The second half brought him home, to Russia. After the first two works, somebody in front of me whispered that he played Rachmaninoff as it was Tchaikovsky. Bingo! Matsuev had reversed the program and played the two Tchaikovsky pieces before the Rachmaninoff. This time, he didn’t rush, didn’t need to show off, for he played with such full sounds, with such relaxation, with such dancing joy (the Cossack dance in Méditation was delicious) that it gave new light to the somber old composer.


He finished with Rachmaninoff: two familiar preludes, and then a most unfamiliar Second Sonata.


The Sonata itself is well known, but most composers perform the longer original version. Rachmaninoff decided to shorten it considerably. His friend Vladimir Horowitz had performed it with such passion, such violence that Rachmaninoff felt the work didn’t need such a reading, so he brought it down to the essentials.


That didn’t strop Denis Matsuev, who offered the 18-odd minutes with as much emotion as he could summon up.

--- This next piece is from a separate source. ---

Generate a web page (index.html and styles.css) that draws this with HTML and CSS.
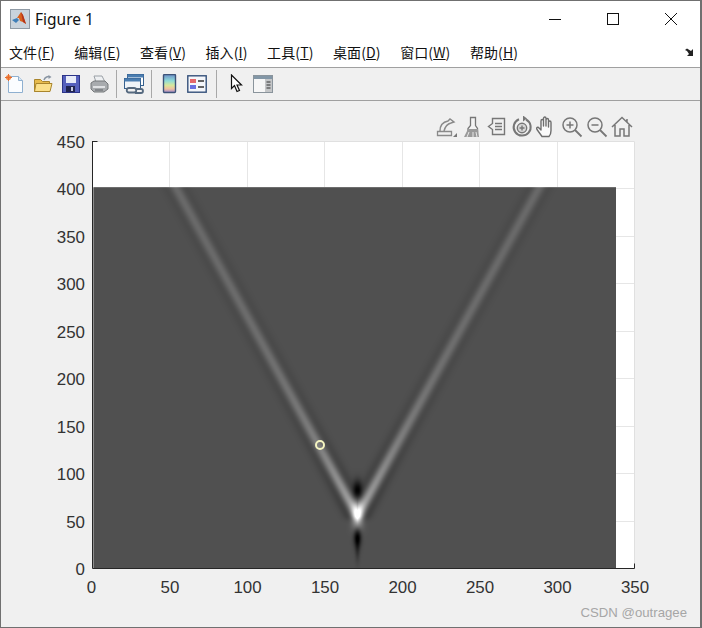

In the movement titled, in Rachmaninoff’s English “Not Allegro”, Mr. Matsuev could have played any tempo he wanted. (How about “Allegro vivace?” Or “Largo”?), but he took his time, he breathed out the melody, and finished with the same kind of tumult–and let’s face it, after two hours, a very likeable tumult, for which his fingers, wrists and arms were created by a very Divine Providence.


****


CODA: Did a pianist who was all business have time for an encore? Absolutely not. Not an encore, but six encores. Music from Tchaikovsky’s The Seasons, played with the concentration of Brahms. A sombre Sibelius, a stirring Liszt Transcendental Etude, more Rachmaninoff, and then Liadov’s Music Box. Here was the Matsuev of total control. The music box winding down were fingers in the most delicate retards, with the last note a significant sixteenth-note rest after the last chord. Finally, it was Matsuev the jazz artist. I use the term artist without reservation. The melody was Billy Strayhorn’s Take the ‘A’ Train, though we didn’t know it through the meandering. When he got to the tune, the Oscar Peterson technique turned into Dave Brubeck improvisation to a whirlwind improv on the cusp of free jazz, back to the original–but always somehow retaining both the rhythm and the feel.